А всё было просто: Лёнька очень любил природу. И свободу. В промежутках между своими походами он приходил к бабушке – матери  отца, где в детстве частенько гостевал и я. Чаще всего это было так: звонок в дверь вечером – и на пороге оказывался он, Ленька. Как и принято было в нашем роду, независимо от реального положения дел всех женщин он считал дурами или «проститутками», то есть гулящими, авторитет же наших отцов и деда превозносился до небес. Но для бабушки Лёнька делал исключение и любил её всей своей внучьей любовью. 

Друзья-беспризорники, и, позже, взрослые бродяги-собутыльнкии уважали его за честность, прямоту, открытость. Было ещё одно приятное качество у Лёньки: он никогда не появлялся у бабушки с пустыми руками: приносил то целые вороха белых грибов, то деревянные чемоданы заледеневших окуньков, которых ловил заранее. И, кстати, несколько лет подряд был чемпионом Воронежской области по подлёдному лову рыбы, о чём свидетельствовали заметки в местной прессе. 
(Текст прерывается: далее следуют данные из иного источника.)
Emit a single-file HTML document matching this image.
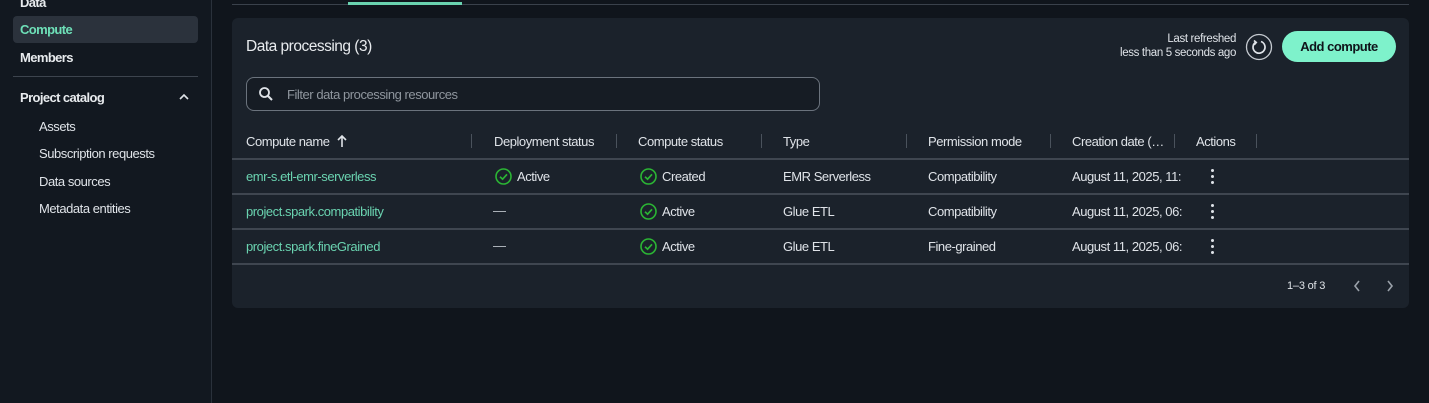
<!DOCTYPE html>
<html><head><meta charset="utf-8"><style>
*{margin:0;padding:0;box-sizing:border-box}
body{width:1429px;height:403px;background:#10151c;font-family:"Liberation Sans",sans-serif;color:#dfe3e8;position:relative;overflow:hidden;font-size:13px;letter-spacing:-0.45px}
.a{position:absolute;white-space:nowrap}
.side{position:absolute;left:0;top:0;width:212px;height:403px;background:#121820;border-right:1px solid #2a313b}
.b{font-weight:bold;color:#e8ebee;letter-spacing:-0.6px}
.sep{position:absolute;width:1px;height:14px;background:#4a525c;top:134px}
.hl{position:absolute;left:232px;width:1177px;height:2px;background:#3f4650}
.link{color:#6ad3b0}
.chk{position:absolute;width:17px;height:17px}
.dots{position:absolute;width:4px}
.dots i{display:block;width:3px;height:3px;border-radius:50%;background:#dfe3e8;margin-bottom:3px}
</style></head><body>
<div class="side"></div>
<div class="a b" style="left:20px;top:-5px;font-size:13px">Data</div>
<div class="a" style="left:13px;top:16px;width:185px;height:27px;background:#2b323c;border-radius:4px"></div>
<div class="a b" style="left:20px;top:22px;color:#6ee0b8">Compute</div>
<div class="a b" style="left:20px;top:50px">Members</div>
<div class="a" style="left:13px;top:76px;width:185px;height:1px;background:#3d444e"></div>
<div class="a b" style="left:20px;top:90px">Project catalog</div>
<svg class="a" style="left:178px;top:92px" width="12" height="10"><path d="M2 7 L6 3 L10 7" stroke="#dfe3e8" stroke-width="1.6" fill="none"/></svg>
<div class="a" style="left:39px;top:119px">Assets</div>
<div class="a" style="left:39px;top:146px">Subscription requests</div>
<div class="a" style="left:39px;top:174px">Data sources</div>
<div class="a" style="left:39px;top:201px">Metadata entities</div>

<div class="a" style="left:232px;top:4px;width:1177px;height:1px;background:#3a414b"></div>
<div class="a" style="left:348px;top:2px;width:114px;height:3px;background:#6ad3b0"></div>

<div class="a" style="left:232px;top:18px;width:1177px;height:290px;background:#1b222b;border-radius:6px"></div>
<div class="a" style="left:246px;top:38px;font-size:15.5px;letter-spacing:-0.5px;color:#e8ebee">Data processing (3)</div>
<div class="a" style="left:1100px;top:32px;width:136px;text-align:right;font-size:11.5px;letter-spacing:-0.35px;line-height:14px">Last refreshed<br>less than 5 seconds ago</div>
<svg class="a" style="left:1245px;top:33px" width="28" height="28"><circle cx="14" cy="14" r="12.5" stroke="#c5cad0" stroke-width="1.3" fill="none"/><path d="M10.5 9.3 A6 6 0 1 0 16 8.5" stroke="#dfe3e8" stroke-width="1.7" fill="none"/><path d="M9 7.5 L11.3 9.5 L9.2 11.8" stroke="#dfe3e8" stroke-width="1.6" fill="none"/></svg>
<div class="a" style="left:1282px;top:31px;width:114px;height:31px;border-radius:16px;background:#7ef2cb;color:#0f141a;font-weight:bold;font-size:13px;letter-spacing:-0.5px;text-align:center;line-height:31px">Add compute</div>

<div class="a" style="left:246px;top:77px;width:574px;height:34px;border:1px solid #6b737d;border-radius:8px;background:#161c24"></div>
<svg class="a" style="left:258px;top:86px" width="16" height="16"><circle cx="6.5" cy="6.5" r="4.5" stroke="#dfe3e8" stroke-width="1.8" fill="none"/><path d="M10 10 L14 14" stroke="#dfe3e8" stroke-width="2"/></svg>
<div class="a" style="left:287px;top:87px;color:#8f969e">Filter data processing resources</div>

<div class="a" style="left:246px;top:134px">Compute name</div>
<svg class="a" style="left:336px;top:134px" width="12" height="14"><path d="M6 13 V2 M2 6 L6 2 L10 6" stroke="#dfe3e8" stroke-width="1.6" fill="none"/></svg>
<div class="sep" style="left:471px"></div><div class="sep" style="left:616px"></div><div class="sep" style="left:761px"></div><div class="sep" style="left:906px"></div><div class="sep" style="left:1050px"></div><div class="sep" style="left:1174px"></div><div class="sep" style="left:1256px"></div>
<div class="a" style="left:494px;top:134px">Deployment status</div>
<div class="a" style="left:638px;top:134px">Compute status</div>
<div class="a" style="left:783px;top:134px">Type</div>
<div class="a" style="left:928px;top:134px">Permission mode</div>
<div class="a" style="left:1072px;top:134px">Creation date (…</div>
<div class="a" style="left:1196px;top:134px">Actions</div>
<div class="hl" style="top:158px"></div>
<div class="hl" style="top:193px"></div>
<div class="hl" style="top:228px"></div>
<div class="hl" style="top:263px"></div>

<div class="a link" style="left:246px;top:169px">emr-s.etl-emr-serverless</div>
<div class="a link" style="left:246px;top:204px">project.spark.compatibility</div>
<div class="a link" style="left:246px;top:239px">project.spark.fineGrained</div>

<svg class="chk" style="left:495px;top:168px" viewBox="0 0 17 17"><circle cx="8.5" cy="8.5" r="7.5" stroke="#2bb534" stroke-width="1.6" fill="none"/><path d="M5 8.7 L7.6 11.2 L12 6.3" stroke="#2bb534" stroke-width="1.7" fill="none"/></svg>
<div class="a" style="left:517px;top:169px">Active</div>
<div class="a" style="left:493px;top:211px;width:13px;height:1px;background:#aab0b7"></div>
<div class="a" style="left:493px;top:246px;width:13px;height:1px;background:#aab0b7"></div>
<svg class="chk" style="left:640px;top:168px" viewBox="0 0 17 17"><circle cx="8.5" cy="8.5" r="7.5" stroke="#2bb534" stroke-width="1.6" fill="none"/><path d="M5 8.7 L7.6 11.2 L12 6.3" stroke="#2bb534" stroke-width="1.7" fill="none"/></svg>
<div class="a" style="left:662px;top:169px">Created</div>
<svg class="chk" style="left:640px;top:203px" viewBox="0 0 17 17"><circle cx="8.5" cy="8.5" r="7.5" stroke="#2bb534" stroke-width="1.6" fill="none"/><path d="M5 8.7 L7.6 11.2 L12 6.3" stroke="#2bb534" stroke-width="1.7" fill="none"/></svg>
<div class="a" style="left:662px;top:204px">Active</div>
<svg class="chk" style="left:640px;top:238px" viewBox="0 0 17 17"><circle cx="8.5" cy="8.5" r="7.5" stroke="#2bb534" stroke-width="1.6" fill="none"/><path d="M5 8.7 L7.6 11.2 L12 6.3" stroke="#2bb534" stroke-width="1.7" fill="none"/></svg>
<div class="a" style="left:662px;top:239px">Active</div>

<div class="a" style="left:783px;top:169px">EMR Serverless</div>
<div class="a" style="left:783px;top:204px">Glue ETL</div>
<div class="a" style="left:783px;top:239px">Glue ETL</div>
<div class="a" style="left:928px;top:169px">Compatibility</div>
<div class="a" style="left:928px;top:204px">Compatibility</div>
<div class="a" style="left:928px;top:239px">Fine-grained</div>
<div class="a" style="left:1072px;top:169px">August 11, 2025, 11:</div>
<div class="a" style="left:1072px;top:204px">August 11, 2025, 06:</div>
<div class="a" style="left:1072px;top:239px">August 11, 2025, 06:</div>
<div class="dots" style="left:1211px;top:169px"><i></i><i></i><i></i></div>
<div class="dots" style="left:1211px;top:204px"><i></i><i></i><i></i></div>
<div class="dots" style="left:1211px;top:239px"><i></i><i></i><i></i></div>

<div class="a" style="left:1287px;top:280px;font-size:11px;letter-spacing:-0.2px">1–3 of 3</div>
<svg class="a" style="left:1352px;top:279px" width="10" height="14"><path d="M7 2 L3 7 L7 12" stroke="#9aa1a9" stroke-width="1.6" fill="none"/></svg>
<svg class="a" style="left:1385px;top:279px" width="10" height="14"><path d="M3 2 L7 7 L3 12" stroke="#9aa1a9" stroke-width="1.6" fill="none"/></svg>
</body></html>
Я не одобрял такого отношения к моей матери, его матери и сестре, внутренне, не пытаясь спорить, осуждал его дикий хохот по этому поводу, но во всём остальном Лёнька был для меня примером того, как надо любить природу, например, местных птичек, имена которых он знал и часто показывал их на этикетках спичечных коробков (в 70-е годы прошлого века вышла целая серия спичечных этикеток с изображениями и названиями птиц и рыб), и как-то взял меня с собой на эту самую природу - с ночёвкой в шалаше.

Это было божественно и гнусно одновременно. Я не мог понять, как можно было орать и буйствовать в виду живописного озерца и леса, как можно было не восхищаться криками совы, которые оглашали лес, звёздами... Это была первая вылазка на природу городского мальчика, не видевшего ничего, кроме картинок из журналов и видов чёрно-белого телевизора марки "КВН", серых и скучных стен однотипных жилых домов, построенных пленными немцами в 50-х, – и меня просто оглушила, поглотила без остатка эта красота - грандиозная симфония мира: пар над водой, пение птиц и воздух, который хоть ножом режь и, как торт, ешь и раздавай по кусочкам. И при этом... дикий хохот Лёньки, смешивавшийся с визгами Таняки и Маняки в кустах, - как он называл двух своих непутёвых спутниц.

Но не век бродяжничать - женился на какой-то колхознице из Липецкой области, из села Тербуны, нажил ребёнка - девочку, но потом снова поманил его лес, ставший для него родной стихией. Жена подала на алименты. Леньку нашли и посадили на год. В тюрьме он не признавал никаких зековских законов, за что был бит жестоко не раз; освободился и... снова подался в бега, в леса, тропинки которых знал как свои пять пальцев. Милиция отчаялась найти беглеца, но нашёл его рок.

Как-то он оказался свидетелем жестокого двойного убийства. Познакомился с таким же бродягой, рыжебородым мужиком, которому кто-то в городе задолжал небольшую сумму. Собрались было выпить, но... вернуть долг тот не мог, и тогда рыжебородый зарезал и должника, и его жену. Пригрозил, что с Лёнькой будет то же самое, если развяжет язык. Но Лёнька на следствии рассказал, как всё было, за что сам был зарезан, как думал мой дядя, его отец, тем же рыжим, отсидевшим пять лет и выпущенным по УДО или за взятки, и утоплен в Цимлянском водохранилище, куда приехал на стройку - чтобы перестать наконец бродить по лесам и зажить нормальной жизнью.

Рыжебородый вычислил Лёньку по письмам, которые тот присылал отцу. Милиция, от нежелания получить очередной глухарь, закрыла дело по несчастному случаю, хотя на фотографии, незнамо каким образом попавшей в руки его отца, отчётливо были видны две отметины на груди от удара ножом.

Он предчувствовал свою смерть. За три года до рокового дня он пришёл ко мне и разрыдался у меня на плече. Я пытался его утешить, даже подарил ему своё единственное тёплое пальто, чем озадачил мать-одиночку, вкалывавшую на двух работах и воспитывавшую меня, 15-летнего оболтуса.

Почему я его помню? А просто потому, что он был не таким, как все: не ходил через проходную на этот кабальный радиозавод, любил свободу и природу, при этом был открытым и правдивым парнем, что само по себе по тем временам было не в чести, да, впрочем, так и осталось по сей день. Помню – просто потому, что Ленька искренне любил зануду отца, бабушку и меня, был честен и не лукавил, как многие так называемые добропорядочные граждане. Да, навсегда оставил жену и дочь, но такова была его судьба. Не выживают честные и любящие свободу. Даже бродяги-бомжи.